Overview
This lecture explains the differences between perfect and imperfect competition, focusing on how firms in imperfectly competitive markets face unique demand and marginal revenue curves.
Types of Market Structures
- Perfect competition has many firms producing identical products with no barriers to entry.
- Firms in perfect competition are price takers; market price equals marginal revenue.
- Monopoly exists when one firm dominates the market with significant entry barriers.
- Monopolistic competition features many firms with differentiated products and some entry barriers.
- Athletic shoe companies like Nike and Adidas are examples of monopolistic competition.
Demand and Marginal Revenue in Imperfect Competition
- In imperfect competition, each firm faces its own downward-sloping demand curve due to differentiation.
- Increasing production lowers the price for all units sold, not just the last one.

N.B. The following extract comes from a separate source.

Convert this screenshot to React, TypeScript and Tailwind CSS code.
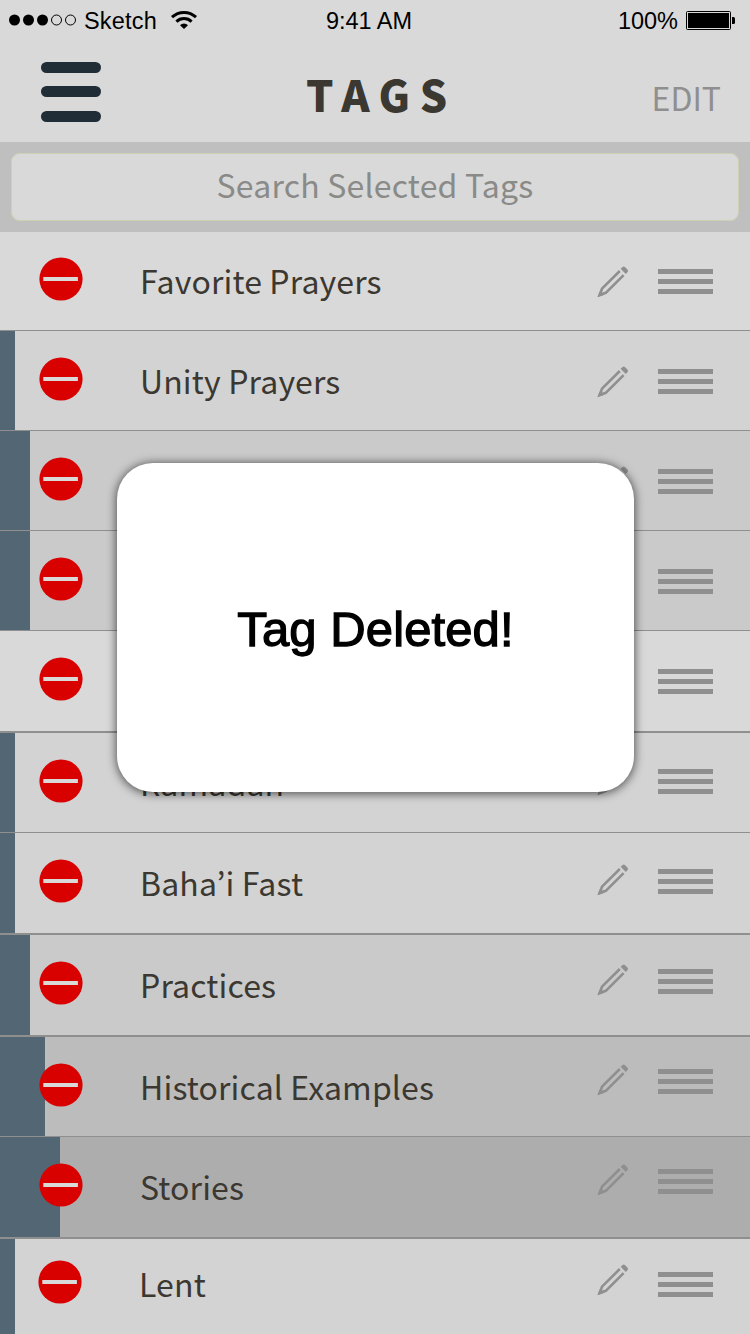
import React from "react";

type Tag = {
  label?: string;
  row: string;
  bar?: string;
  remove: string;
  text: string;
  pencil?: string;
  handle: string;
};

const tags: Tag[] = [
  { label: "Favorite Prayers", row: "h-[99px] border-b bg-[#d9d9d9]", remove: "ml-[39px] mt-[25px]", text: "mt-[28px]", pencil: "mt-[34px]", handle: "mt-[37px]" },
  { label: "Unity Prayers", row: "h-[100px] border-b bg-[#d3d3d3]", bar: "w-[15px]", remove: "ml-[39px] mt-[26px]", text: "mt-[29px]", pencil: "mt-[35px]", handle: "mt-[38px]" },
  { row: "h-[100px] border-b bg-[#cacaca]", bar: "w-[30px]", remove: "ml-[39px] mt-[26px]", text: "mt-[29px]", pencil: "mt-[35px]", handle: "mt-[38px]" },
  { row: "h-[100px] border-b bg-[#cacaca]", bar: "w-[30px]", remove: "ml-[39px] mt-[26px]", text: "mt-[29px]", handle: "mt-[38px]" },
  { row: "h-[102px] border-b-2 bg-[#d9d9d9]", remove: "ml-[39px] mt-[26px]", text: "mt-[29px]", handle: "mt-[38px]" },
  { label: "Ramadan", row: "h-[100px] border-b bg-[#d3d3d3]", bar: "w-[15px]", remove: "ml-[39px] mt-[26px]", text: "mt-[29px]", pencil: "mt-[31px]", handle: "mt-[36px]" },
  { label: "Baha’i Fast", row: "h-[102px] border-b-2 bg-[#d3d3d3]", bar: "w-[15px]", remove: "ml-[39px] mt-[26px]", text: "mt-[29px]", pencil: "mt-[31px]", handle: "mt-[36px]" },
  { label: "Practices", row: "h-[102px] border-b-2 bg-[#cacaca]", bar: "w-[30px]", remove: "ml-[39px] mt-[26px]", text: "mt-[29px]", pencil: "mt-[29px]", handle: "mt-[34px]" },
  { label: "Historical Examples", row: "h-[100px] border-b bg-[#bcbcbc]", bar: "w-[45px]", remove: "ml-[39px] mt-[26px]", text: "mt-[29px]", pencil: "mt-[27px]", handle: "mt-[32px]" },
  { label: "Stories", row: "h-[102px] border-b-2 bg-[#adadad]", bar: "w-[60px]", remove: "ml-[39px] mt-[26px]", text: "mt-[29px]", pencil: "mt-[27px]", handle: "mt-[32px]" },
  { label: "Lent", row: "h-[95px] bg-[#d3d3d3]", bar: "w-[15px] -top-0.5", remove: "ml-[38px] mr-px mt-[21px]", text: "-ml-px mr-px mt-[24px]", pencil: "mt-[25px]", handle: "mt-[33px]" },
];

const sans = "font-['Noto_Sans_CJK_KR',sans-serif]";

function RemoveIcon({ className }: { className: string }) {
  return (
    <svg className={`relative h-11 w-11 shrink-0 ${className}`} viewBox="0 0 44 44">
      <circle cx="22" cy="22" r="21.6" fill="#d90000" />
      <rect x="4.3" y="20" width="34.6" height="4" fill="#d9d9d9" />
    </svg>
  );
}

function PencilIcon() {
  return (
    <svg className="h-8 w-8" viewBox="0 0 32 32" fill="none" stroke="#8f8f8f">
      <path d="M22.8 5 L5 22.7 L2.8 28.8 L8.8 26.8 L26.6 9.2" strokeWidth="2.6" />
      <path d="M0.4 31.2 L2.6 25.6 L6.4 29.2 Z" fill="#8f8f8f" stroke="none" />
      <path d="M23.6 2.7 L25.6 0.9 Q26.8 0.1 27.9 1.1 L30.6 3.8 Q31.5 5 30.6 6.1 L28.8 8.1 Z" fill="#8f8f8f" stroke="none" />
    </svg>
  );
}

function DragHandle({ className }: { className: string }) {
  return (
    <div className={`flex w-[55px] flex-col gap-[5px] ${className}`}>
      <div className="h-[5px] bg-[#8f8f8f]" />
      <div className="h-[5px] bg-[#8f8f8f]" />
      <div className="h-[5px] bg-[#8f8f8f]" />
    </div>
  );
}

function TagRow({ tag }: { tag: Tag }) {
  return (
    <li className={`relative flex items-start border-[#8f8f8f] ${tag.row}`}>
      {tag.bar && <div className={`absolute bottom-0 left-0 top-0 bg-[#536673] ${tag.bar}`} />}
      <RemoveIcon className={tag.remove} />
      <div className={`w-[457px] whitespace-nowrap pl-[57px] text-[32px] leading-[40px] tracking-[0.14px] text-[#3b3731] ${sans} ${tag.text}`}>
        {tag.label}
      </div>
      <div className={`ml-[57px] h-8 w-8 shrink-0 ${tag.pencil ?? ""}`}>{tag.pencil && <PencilIcon />}</div>
      <DragHandle className={`ml-[29px] shrink-0 ${tag.handle}`} />
    </li>
  );
}

function StatusBar() {
  return (
    <div className="grid h-10 grid-cols-3 items-center font-['Liberation_Sans',sans-serif] text-[23.5px] leading-10 text-black">
      <div className="flex items-center pl-[9px]">
        <svg className="h-[12px] w-[68px]" viewBox="0 0 68 12">
          <circle cx="5.5" cy="6" r="5.5" />
          <circle cx="19.5" cy="6" r="5.5" />
          <circle cx="33.5" cy="6" r="5.5" />
          <circle cx="47.5" cy="6" r="5" fill="none" stroke="#000" />
          <circle cx="61.5" cy="6" r="5" fill="none" stroke="#000" />
        </svg>
        <span className="ml-[7px] w-[73px] translate-y-px tracking-[0.2px]">Sketch</span>
        <svg className="ml-[13px] h-[19px] w-[28px] -translate-y-px" viewBox="0 0 28 19" fill="none" stroke="#000" strokeWidth="3">
          <path d="M2 7.2 A17.4 17.4 0 0 1 26 7.2" />
          <path d="M6.4 11.6 A11 11 0 0 1 21.6 11.6" />
          <path d="M10 15.2 A5.6 5.6 0 0 1 18 15.2 L14 19 Z" fill="#000" stroke="none" />
        </svg>
      </div>
      <div className="-translate-x-[6px] translate-y-px text-center">9:41 AM</div>
      <div className="flex items-center justify-end pr-[15px]">
        <span className="translate-y-px">100%</span>
        <svg className="ml-[8px] h-[19px] w-[49px]" viewBox="0 0 49 19">
          <rect x="0.5" y="0.5" width="44" height="18" rx="1" fill="none" stroke="#000" />
          <rect x="2" y="2" width="41" height="15" />
          <path d="M46 6h1.5a1.5 1.5 0 0 1 1.5 1.5v4a1.5 1.5 0 0 1-1.5 1.5H46z" />
        </svg>
      </div>
    </div>
  );
}

export default function App() {
  return (
    <main className="relative h-[1334px] w-[750px] overflow-hidden bg-[#d9d9d9]">
      <StatusBar />
      <header className="grid h-[102px] grid-cols-3 items-start">
        <div className="ml-[41px] mt-[22px] flex h-[60px] w-[60px] flex-col">
          <div className="h-[11px] rounded-full bg-[#212d36]" />
          <div className="mt-[13px] h-[11px] rounded-full bg-[#212d36]" />
          <div className="mt-[14px] h-[11px] rounded-full bg-[#212d36]" />
        </div>
        <h1 className={`ml-[56px] mt-[29px] whitespace-nowrap text-[43px] font-black leading-[48px] tracking-[9.6px] text-[#3b3731] ${sans}`}>TAGS</h1>
        <div className={`mr-[29px] mt-[37px] text-right text-[32px] leading-[40px] text-[#8f8f8f] ${sans}`}>EDIT</div>
      </header>
      <div className="h-[90px] bg-[#bfbfbf] px-[11px] pt-[11px]">
        <div className={`h-[68px] rounded-[9px] bg-[#d9d9d9] pt-[11px] text-center text-[32px] leading-[40px] tracking-[0.2px] text-[#8a8a88] outline outline-1 -outline-offset-1 outline-[#cfcfb4] ${sans}`}>
          Search Selected Tags
        </div>
      </div>
      <ul>
        {tags.map((tag, i) => (
          <TagRow key={i} tag={tag} />
        ))}
      </ul>
      <div
        role="dialog"
        className="absolute left-[117px] top-[463px] flex h-[329px] w-[517px] items-center justify-center rounded-[36px] bg-white shadow-[0_1px_10px_1px_rgba(0,0,0,0.6)]"
      >
        <p className="whitespace-nowrap pt-[2px] font-['Liberation_Sans',sans-serif] text-[49px] leading-[56px] tracking-[0.1px] text-black [-webkit-text-stroke:1.3px_#000]">
          Tag Deleted!
        </p>
      </div>
    </main>
  );
}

- Marginal revenue (MR) is less than price for additional units beyond the first.
- MR is calculated as the change in total revenue divided by the change in quantity.
- When price drops for all units sold, MR can be much lower than price, and may become negative if total revenue decreases.
- The MR curve in imperfect competition is downward sloping and steeper than the demand curve.
Comparing Marginal Revenue Curves
- In perfect competition, the MR curve is horizontal (equal to market price).
- In imperfect competition, the MR curve slopes downward faster than the demand curve due to price effects on all units sold.
Key Terms & Definitions
- Perfect Competition — market structure with many firms selling identical products and no barriers to entry.
- Imperfect Competition — market structures where firms have some control over price due to product differentiation or other factors.
- Monopolistic Competition — many firms compete with differentiated products and some barriers to entry.
- Monopoly — a single firm controls the entire market and faces the market demand curve.
- Marginal Revenue (MR) — the additional revenue gained from selling one more unit of a product.
- Demand Curve — shows the relationship between the quantity demanded and the price.
Action Items / Next Steps
- Practice calculating total and marginal revenue for firms in imperfect competition.
- Review the differences between demand and marginal revenue curves in various market structures.